The Statoil project is also modest by the standards of its peers. Not only does it stay "down to earth" rather than seek to scrape the clouds as many competitors due, its price tag is relatively frugal at 1.5 billion Norwegian kroner (roughly $180 million).

Oil major headquarters around the world

The company's new building, like Statoil itself, is a symbol of the Norwegian values the country exports along with its oil and capital values of horizontal democratic egalitarianism, sensitivity to the environment, openness and accessibility. But how does it compare to its peers around the world?

The headquarters of Aramco, the Saudi Arabian national oil company and largest oil company in the world, is anything but accessible. The Dhahran camp that surrounds the office is a closely guarded fort where a ring of office complexes surround a surreal residential complex that would not be out of place in any U.S. suburb, with its pristine sidewalks and picket fences.

The headquarters of Aramco, the Saudi Arabian national oil company,, is anything but accessible.


The head office itself is 1990s chic, but the impression is anything but outward-looking and open. However, there is a nod to the future in the recently built "solar car park," where solar panels will cover all 4,500 parking spaces.

The "lightbox" headquarters of Chinese national champion CNPC in Bejiing, completed in 2007, is a sleek if austere landmark for the city. British major BP's Georgian-style headquarters in Central London are despite repeated rebranding efforts in recent decades still a throwback to more imperial times (although the company does have its more contemporary "city-facing" offices in the Canary Wharf financial district).

Here in the U.S., Exxon Mobil's new Texas campus was completed in 2015 and covers a vast 3 million square feet. Designed to "represent the Exxon brand for the long term" its "floating" box entrance initially seems to borrow from the Statoil design concept, however the pastoral suburban complex takes a less-cutting-edge approach than first appears.

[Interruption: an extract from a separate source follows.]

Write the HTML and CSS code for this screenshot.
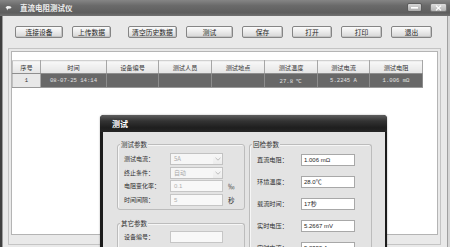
FILE: index.html
```html
<!DOCTYPE html>
<html>
<head>
<meta charset="utf-8">
<title>直流电阻测试仪</title>
<link rel="stylesheet" href="styles.css">
</head>
<body>
<div class="window">
  <div class="titlebar">
    <svg class="app-icon" viewBox="0 0 7 6" width="7" height="6"><path d="M0.5 2.2 L2.5 1 L5.2 1.2 L6.6 2.4 L5.4 3.6 L3 3.8 L2.2 5.4 L1.6 3.4 Z" fill="#f2f2f2"/></svg>
    <span class="title">直流电阻测试仪</span>
    <div class="wctrls">
      <span class="wbtn min"><svg width="7" height="3" viewBox="0 0 7 3"><rect x="0" y="1" width="7" height="1.6" fill="#fff"/></svg></span>
      <span class="wbtn close"><svg width="7" height="6" viewBox="0 0 7 6"><path d="M1 0.6 L6 5.4 M6 0.6 L1 5.4" stroke="#fff" stroke-width="1.3"/></svg></span>
    </div>
  </div>
  <div class="frame">
    <div class="edge-left"></div>
    <div class="client">
      <div class="toolbar">
        <button class="btn w48">连接设备</button>
        <button class="btn w39">上传数据</button>
        <button class="btn w49 sep">清空历史数据</button>
        <button class="btn w47">测试</button>
        <button class="btn w41">保存</button>
        <button class="btn w40">打开</button>
        <button class="btn w41">打印</button>
        <button class="btn w41">退出</button>
      </div>
      <div class="panel">
        <div class="list">
          <table class="grid">
            <colgroup>
              <col class="c28"><col class="c66"><col class="c52"><col class="c53"><col class="c53"><col class="c53"><col class="c52"><col class="c53">
            </colgroup>
            <thead>
              <tr><th>序号</th><th>时间</th><th>设备编号</th><th>测试人员</th><th>测试地点</th><th>测试温度</th><th>测试电流</th><th>测试电阻</th></tr>
            </thead>
            <tbody>
              <tr><td class="idx">1</td><td>08-07-25 14:14</td><td></td><td></td><td></td><td>27.8 ℃</td><td>5.2245 A</td><td>1.006 mΩ</td></tr>
            </tbody>
          </table>
        </div>
      </div>
    </div>
    <div class="edge-right"></div>
  </div>

  <div class="dialog">
    <div class="dlg-title">测试</div>
    <div class="dlg-body">
      <div class="col-left">
        <div class="group g1">
          <span class="legend">测试参数</span>
          <div class="form-left">
            <span class="lbl">测试电流：</span>
            <div class="combo"><span class="val">5A</span><span class="arrow"><svg width="6" height="4" viewBox="0 0 6 4"><path d="M0.5 0.8 L3 3.2 L5.5 0.8" fill="none" stroke="#b8b8b8" stroke-width="0.9"/></svg></span></div>
            <span></span>
            <span class="lbl">终止条件：</span>
            <div class="combo"><span class="val">自动</span><span class="arrow"><svg width="6" height="4" viewBox="0 0 6 4"><path d="M0.5 0.8 L3 3.2 L5.5 0.8" fill="none" stroke="#b8b8b8" stroke-width="0.9"/></svg></span></div>
            <span></span>
            <span class="lbl">电阻变化率：</span>
            <div class="field dis">0.1</div>
            <span class="unit">‰</span>
            <span class="lbl">时间间隔：</span>
            <div class="field dis">5</div>
            <span class="unit">秒</span>
          </div>
        </div>
        <div class="group g2">
          <span class="legend">其它参数</span>
          <div class="form-left">
            <span class="lbl">设备编号：</span>
            <div class="field dis"></div>
            <span></span>
          </div>
        </div>
      </div>
      <div class="group g3">
        <span class="legend">回检参数</span>
        <div class="form-right">
          <span class="lbl r">直流电阻：</span><div class="field">1.006 mΩ</div>
          <span class="lbl r">环境温度：</span><div class="field">28.0℃</div>
          <span class="lbl r">载流时间：</span><div class="field">17秒</div>
          <span class="lbl r">实时电压：</span><div class="field">5.2667 mV</div>
          <span class="lbl r">实时电流：</span><div class="field">5.2359 A</div>
        </div>
      </div>
    </div>
  </div>
</div>
</body>
</html>
```

FILE: styles.css
```css
* { box-sizing: border-box; margin: 0; padding: 0; }
html, body { width: 450px; height: 247px; overflow: hidden; }
body {
  font-family: "Noto Sans CJK SC", "Noto Sans", sans-serif;
  background: #e8e8e8;
  color: #333;
}
.window {
  position: relative;
  width: 450px;
  height: 247px;
  background: #e9e9e9;
  overflow: hidden;
}

/* title bar */
.titlebar {
  height: 16px;
  display: flex;
  align-items: center;
  padding-left: 5px;
  background: linear-gradient(#858585, #6a6a6a 35%, #5e5e5e 80%, #727272);
}
.app-icon { display: block; margin-right: 8px; }
.title {
  color: #eeeeee;
  font-size: 7.5px;
  font-weight: bold;
  line-height: 16px;
}
.wctrls {
  margin-left: auto;
  margin-right: 3px;
  align-self: flex-start;
  margin-top: 3px;
  display: flex;
  gap: 8px;
}
.wbtn {
  height: 9px;
  border: 1px solid #5c5c5c;
  border-radius: 2px;
  background: linear-gradient(#d6d6d6, #aaaaaa);
  display: flex;
  align-items: center;
  justify-content: center;
}
.wbtn svg { display: block; }
.wbtn.min { width: 15px; }
.wbtn.close { width: 17px; background: linear-gradient(#dddddd, #b4b4b4); border-color: #777; }

/* frame */
.frame { display: flex; height: 231px; }
.edge-left {
  width: 3px;
  background: linear-gradient(to right, #404040 0, #404040 2px, #9c9c9c 2px);
}
.edge-right {
  width: 3px;
  background: linear-gradient(to right, #a0a0a0 0, #a0a0a0 1px, #d6d6d6 1px);
}
.client { flex: 1; padding: 10px 0 0 5px; }

/* toolbar */
.toolbar {
  display: flex;
  gap: 9px;
  padding-left: 7px;
  height: 12px;
}
.btn {
  height: 12px;
  border: 1px solid #858585;
  border-radius: 2px;
  background: linear-gradient(#fbfbfb, #ececec 45%, #d6d6d6);
  box-shadow: inset -1px -1px 0 #c4c4c4;
  font-family: "Noto Sans CJK SC", sans-serif;
  font-size: 6.8px;
  line-height: 10px;
  color: #262626;
  text-align: center;
}
.btn.sep { margin-left: 8px; }
.w39 { width: 39px; }
.w40 { width: 40px; }
.w41 { width: 41px; }
.w47 { width: 47px; }
.w48 { width: 48px; }
.w49 { width: 49px; }

/* panel + list */
.panel {
  margin-top: 10px;
  width: 433px;
  height: 197px;
  border: 1px solid #c4c4c4;
  padding: 2px 2px 9px 2px;
}
.list {
  height: 100%;
  background: #ffffff;
  border: 1px solid #b4b4b4;
  padding-top: 8px;
}
.grid {
  border-collapse: collapse;
  table-layout: fixed;
  width: 410px;
}
.c28 { width: 28px; }
.c66 { width: 66px; }
.c52 { width: 52px; }
.c53 { width: 53px; }
.grid th {
  height: 13px;
  padding: 0;
  font-size: 6.2px;
  font-weight: normal;
  color: #333;
  background: linear-gradient(#f8f8f8, #e4e4e4);
  border-right: 1px solid #a6a6a6;
  border-bottom: 1px solid #8e8e8e;
  border-top: 1px solid #d0d0d0;
}
.grid th:first-child { border-left: 1px solid #c0c0c0; }
.grid td {
  height: 14px;
  padding: 0;
  background: #686868;
  color: #e2e2e2;
  border-right: 1px solid #8c8c8c;
  border-bottom: 1px solid #9a9a9a;
  font-family: "Liberation Mono", monospace;
  font-size: 5.6px;
  text-align: center;
}
.grid td.idx {
  background: #e8e8e8;
  color: #333;
  border-left: 1px solid #c0c0c0;
  border-right: 1px solid #a6a6a6;
}

/* dialog */
.dialog {
  position: absolute;
  left: 100px;
  top: 115px;
  width: 287px;
  height: 145px;
  background: #1c1c1c;
  border-radius: 4px 4px 0 0;
  box-shadow: 0 0 2px rgba(0,0,0,0.35);
}
.dlg-title {
  height: 17px;
  padding-left: 12px;
  line-height: 17px;
  font-size: 8px;
  font-weight: bold;
  color: #ffffff;
  border-radius: 4px 4px 0 0;
  background: linear-gradient(#5e5e5e, #333 35%, #1e1e1e 75%, #262626);
}
.dlg-body {
  margin: 0 2px 0 3px;
  height: 128px;
  background: #e3e3e3;
  padding: 12px 0 0 14px;
  display: flex;
  gap: 4px;
}
.col-left {
  width: 128px;
  display: flex;
  flex-direction: column;
  gap: 13px;
}
.group {
  position: relative;
  border: 1px solid #bcbcbc;
  border-radius: 3px;
  box-shadow: inset 1px 1px 0 #f6f6f6;
}
.legend {
  position: absolute;
  top: -5px;
  left: 2px;
  padding: 0 1px;
  background: #e3e3e3;
  font-size: 6.5px;
  line-height: 9px;
  color: #333;
}
.g1 { height: 66px; padding: 8px 0 0 6px; }
.g2 { flex: 1; padding: 7px 0 0 6px; border-bottom: none; }
.g3 { width: 123px; padding: 9px 0 0 7px; border-bottom: none; }

.form-left {
  display: grid;
  grid-template-columns: 46px 53px 12px;
  grid-auto-rows: 12px;
  row-gap: 1.5px;
  align-items: center;
}
.form-right {
  display: grid;
  grid-template-columns: 44px 54px;
  grid-auto-rows: 12px;
  row-gap: 10px;
  align-items: center;
}
.lbl {
  font-size: 6px;
  line-height: 12px;
  color: #2e2e2e;
  white-space: nowrap;
}
.lbl.r { font-size: 6.2px; }
.unit {
  font-size: 6.5px;
  line-height: 12px;
  padding-left: 5px;
  color: #333;
}
.combo {
  height: 12px;
  display: flex;
  border: 1px solid #c2c2c2;
  background: #f6f6f6;
}
.combo .val {
  flex: 1;
  padding-left: 3px;
  font-size: 6px;
  line-height: 10px;
  color: #ababab;
  font-family: "Noto Sans CJK SC", "Liberation Sans", sans-serif;
}
.combo .arrow {
  width: 9px;
  display: flex;
  align-items: center;
  justify-content: center;
  background: linear-gradient(#f8f8f8, #ececec);
}
.combo .arrow svg { display: block; }
.field {
  height: 12px;
  border: 1px solid #a8a8a8;
  background: #ffffff;
  padding-left: 2px;
  font-family: "Liberation Sans", "Noto Sans CJK SC", sans-serif;
  font-size: 6px;
  line-height: 10px;
  color: #262626;
  white-space: nowrap;
}
.field.dis {
  border-color: #c6c6c6;
  background: #f8f8f8;
  color: #b0b0b0;
  padding-left: 3px;
}
```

Using an employee-centered approach, the campus includes includes a wellness center and in a typically American flourish ample retail space. Unlike in Oslo, where the Statoil HQ sits delicately within the surrounding environment, this mega-campus was carved out of a pine forest. This attempt to create a self-contained campus with all amenities an Exxon employee might need may have something to do with the fact that Americans typically work 15 percent more hours than Norwegians.

The power of office design for a new energy era

Well-designed office spaces, particularly flagship projects like these, can not only provide a signal to the outside world of what a company stands for, where it is going and how it is positioning itself in the wider industry. Research suggests it can also have a tangible effect on internal operations.

The architecture of office space can remind its inhabitants, as can any architectural space, of some of those "virtues" employees may be unable to summon alone. This makes corporate architecture a powerful tool.

Philosopher and sometime architectural critic Alain de Botton describes, for example, how the Frank Gehry-designed headquarters of German DZ Bank in Berlin serves to remind its banker inhabitants of desirable values however routine and repetitive their work may be as they walk toward their next meeting. As they look down at the building's whimsical atrium, the "lithe forms hint at the creativity and playfulness to which their solemn bosses aspire."

Of course, we should not get carried away. Without strong leadership and underlying shifts in organizational culture, the limitations of design alone are obvious. The mere presence of a glass facade cannot prevent information silos forming or "under the table" deals continuing in board rooms.

However, in an age where the energy industry is striving toward higher standards of transparency, inviting greater scrutiny, seeking modes of efficient and collaborative innovation, and finding a new business model for a changing industry, Statoil's headquarters sends a powerful message of where the company stands, and what it stands for.